If there was any doubt that Angelina Jolie is the most exquisite woman on the screen today and that Venice is the movie photogenic city in the world, “The Tourist” dispels it.
Jolie plays Elise Clifton Ward, a mysterious ‘target’ who’s under constant surveillance by various law enforcement agents, including Inspector Acheson (Paul Bettany) and Chief Inspector Jones (Timothy Dalton) of Scotland Yard, as she’s pursued by Reginald Shaw (Steven Berkoff), a ruthless Russian gangster, and his henchmen. Actually, they’re not after her. They’re searching for an elusive thief known as Alexander Peirce. And Elise is known to be madly in love with him. When Elise receives a courier-delivered envelope from Peirce while having breakfast at her favorite Parisian café, she immediately takes off for the Gard du Nord, followed by a phalanx of ‘spies.’ Following specific instructions en route to Venice, she seductively picks up a stranger, Frank Tupelo (Johnny Depp), a mild-mannered math teacher from Wisconsin, because he’s roughly the same height and physical build as Peirce. Dinner leads to an impulsive kiss, followed by complications, including Frank’s spending a night in sultry Elise’s sumptuous suite at the Danieli on the Grand Canal. By this time, both cops and the crooks are convinced that gullible Frank Tupelo is their secretive swindler – and the chase is on.

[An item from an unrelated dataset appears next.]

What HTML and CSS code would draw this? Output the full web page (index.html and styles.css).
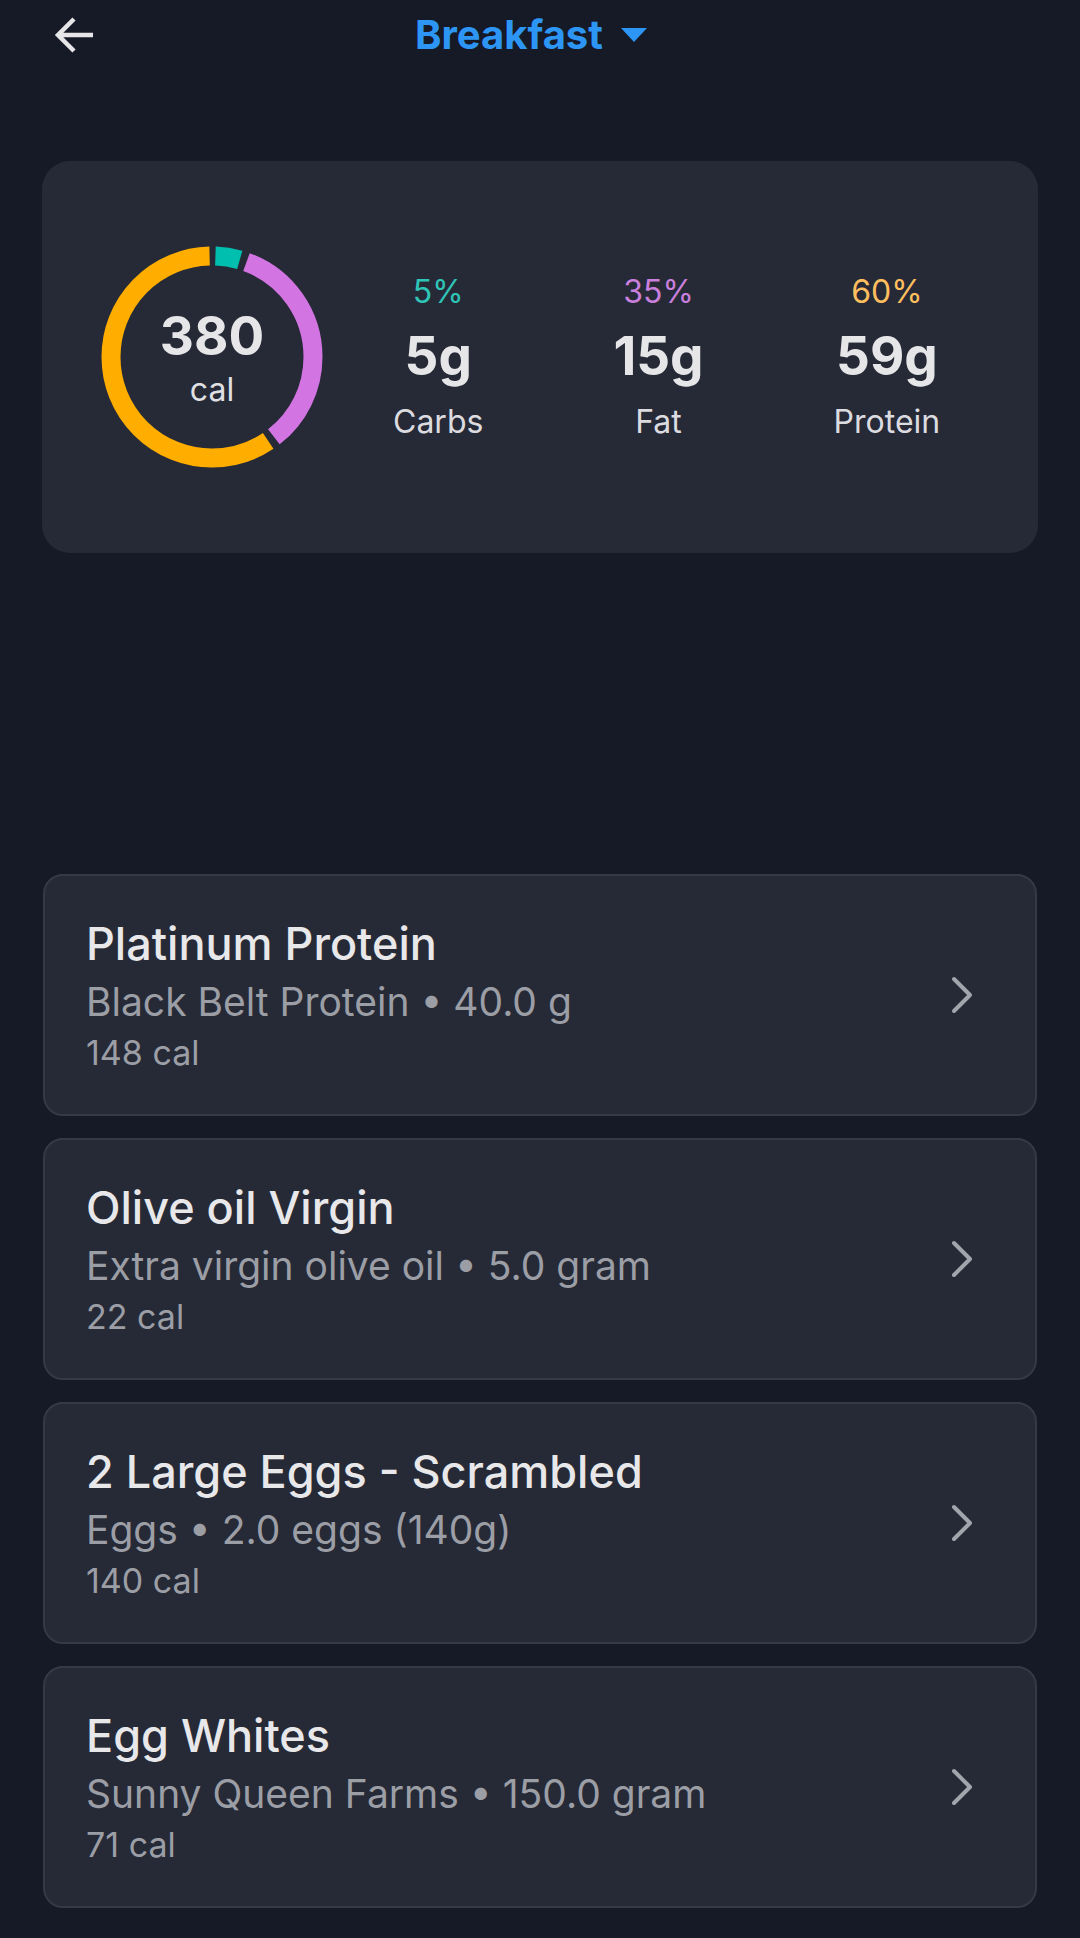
FILE: index.html
```html
<!DOCTYPE html>
<html lang="en">
<head>
  <meta charset="UTF-8">
  <meta name="viewport" content="width=device-width, initial-scale=1.0">
  <title>Breakfast</title>
  <link rel="stylesheet" href="styles.css">
</head>
<body>
  <header class="topbar">
    <div class="back">
      <svg width="42" height="40" viewBox="0 0 42 40"><path d="M40 20H5M21 4L5 20L21 36" fill="none" stroke="#e6e6e8" stroke-width="4.5" stroke-linejoin="miter"/></svg>
    </div>
    <div class="meal-picker">
      <span class="meal-name">Breakfast</span>
      <svg width="26" height="14" viewBox="0 0 26 14"><polygon points="0,0 26,0 13,14" fill="#2d96f5"/></svg>
    </div>
    <div></div>
  </header>

  <main>
    <section class="summary">
      <div class="donut">
        <svg width="222" height="222" viewBox="0 0 222 222">
          <g transform="rotate(-90 111 111)" fill="none" stroke-width="19">
            <circle cx="111" cy="111" r="101" stroke="#00bfae" stroke-dasharray="24.7 634.6" stroke-dashoffset="-3.5"/>
            <circle cx="111" cy="111" r="101" stroke="#d274e2" stroke-dasharray="215.1 634.6" stroke-dashoffset="-35.2"/>
            <circle cx="111" cy="111" r="101" stroke="#ffae00" stroke-dasharray="373.8 634.6" stroke-dashoffset="-257.3"/>
          </g>
        </svg>
        <div class="donut-label">
          <span class="kcal">380</span>
          <span class="unit">cal</span>
        </div>
      </div>
      <div class="macros">
        <div class="macro">
          <span class="pct carbs">5%</span>
          <span class="grams">5g</span>
          <span class="macro-name">Carbs</span>
        </div>
        <div class="macro">
          <span class="pct fat">35%</span>
          <span class="grams">15g</span>
          <span class="macro-name">Fat</span>
        </div>
        <div class="macro">
          <span class="pct protein">60%</span>
          <span class="grams">59g</span>
          <span class="macro-name">Protein</span>
        </div>
      </div>
    </section>

    <section class="food-list">
      <div class="food">
        <div class="food-info">
          <h3>Platinum Protein</h3>
          <p class="desc">Black Belt Protein • 40.0 g</p>
          <p class="cal">148 cal</p>
        </div>
        <svg class="chevron" width="22" height="38" viewBox="0 0 22 38"><path d="M3 3L19 19L3 35" fill="none" stroke="#a3a5ad" stroke-width="4" stroke-linecap="round" stroke-linejoin="round"/></svg>
      </div>
      <div class="food">
        <div class="food-info">
          <h3>Olive oil Virgin</h3>
          <p class="desc">Extra virgin olive oil • 5.0 gram</p>
          <p class="cal">22 cal</p>
        </div>
        <svg class="chevron" width="22" height="38" viewBox="0 0 22 38"><path d="M3 3L19 19L3 35" fill="none" stroke="#a3a5ad" stroke-width="4" stroke-linecap="round" stroke-linejoin="round"/></svg>
      </div>
      <div class="food">
        <div class="food-info">
          <h3>2 Large Eggs - Scrambled</h3>
          <p class="desc">Eggs • 2.0 eggs (140g)</p>
          <p class="cal">140 cal</p>
        </div>
        <svg class="chevron" width="22" height="38" viewBox="0 0 22 38"><path d="M3 3L19 19L3 35" fill="none" stroke="#a3a5ad" stroke-width="4" stroke-linecap="round" stroke-linejoin="round"/></svg>
      </div>
      <div class="food">
        <div class="food-info">
          <h3>Egg Whites</h3>
          <p class="desc">Sunny Queen Farms • 150.0 gram</p>
          <p class="cal">71 cal</p>
        </div>
        <svg class="chevron" width="22" height="38" viewBox="0 0 22 38"><path d="M3 3L19 19L3 35" fill="none" stroke="#a3a5ad" stroke-width="4" stroke-linecap="round" stroke-linejoin="round"/></svg>
      </div>
    </section>
  </main>
</body>
</html>
```

FILE: styles.css
```css
body {
  margin: 0;
  background-color: #161a26;
  color: #e6e6e8;
  font-family: Inter, "Noto Sans", sans-serif;
}
.topbar {
  display: grid;
  grid-template-columns: 1fr auto 1fr;
  align-items: center;
  padding-top: 11px;
  height: 48px;
}
.back {
  display: flex;
  align-items: center;
  padding-left: 53px;
}
.meal-picker {
  display: flex;
  align-items: center;
  gap: 18px;
  padding-right: 18px;
}
.meal-name {
  font-size: 40px;
  line-height: 48px;
  font-weight: 700;
  color: #2d96f5;
}
.summary {
  margin: 102px 42px 0;
  height: 392px;
  border-radius: 28px;
  background-color: #262a36;
  display: flex;
  align-items: center;
  padding-left: 59px;
}
.donut {
  position: relative;
  width: 222px;
  height: 222px;
}
.donut svg {
  display: block;
}
.donut-label {
  position: absolute;
  inset: 0;
  display: flex;
  flex-direction: column;
  align-items: center;
  justify-content: center;
  margin-top: 2px;
}
.kcal {
  font-size: 53px;
  line-height: 60px;
  font-weight: 700;
  color: #e6e6e8;
}
.unit {
  font-size: 32px;
  line-height: 40px;
  margin-top: 4px;
  color: #e0e0e4;
}
.macros {
  display: flex;
  gap: 130px;
  margin-left: 70px;
}
.macro {
  display: flex;
  flex-direction: column;
  align-items: center;
}
.pct {
  font-size: 32px;
  line-height: 40px;
}
.pct.carbs {
  color: #2ec4b6;
}
.pct.fat {
  color: #c97fdc;
}
.pct.protein {
  color: #ffbf5f;
}
.grams {
  font-size: 53px;
  line-height: 64px;
  font-weight: 700;
  margin-top: 12px;
  color: #e6e6e8;
}
.macro-name {
  font-size: 32px;
  line-height: 40px;
  margin-top: 14px;
  color: #dcdce0;
}
.food-list {
  margin: 321px 43px 0;
  display: flex;
  flex-direction: column;
  gap: 22px;
}
.food {
  display: flex;
  align-items: center;
  justify-content: space-between;
  background-color: #262a36;
  border: 2px solid #353946;
  border-radius: 20px;
  padding: 40px 62px 41px 41px;
}
.food h3 {
  margin: 0;
  font-size: 45px;
  line-height: 56px;
  font-weight: 500;
  color: #e8e8ea;
}
.food .desc {
  margin: 6px 0 0;
  font-size: 39px;
  line-height: 48px;
  color: #9c9ea6;
}
.food .cal {
  margin: 7px 0 0;
  font-size: 34px;
  line-height: 40px;
  color: #9c9ea6;
}
.chevron {
  flex-shrink: 0;
}
```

With her glamorous, retro wardrobe and sparkling jewels, Jolie is dazzling and Depp does his quirky, charming best to keep up with her stellar wattage but he’s cast as an ‘average guy,’ a perfect patsy, and there is no rapport between them. Based on “Anthony Zimmer,” a 2005 French film, and adapted by director Florian Henckel von Donnersmarck (who won an Oscar for his German film “The Lives of Others”) with Christopher McQuarrie and Julian Fellowes, this mistaken identity thriller is so formulaic and flimsy that it flounders instead of sizzles.
On the Granger Movie Gauge of 1 to 10, “The Tourist” is a spectacularly scenic 6, but don’t expect much more than a frothy diversion, courtesy of cinematographer John Seale (“The English Patient”).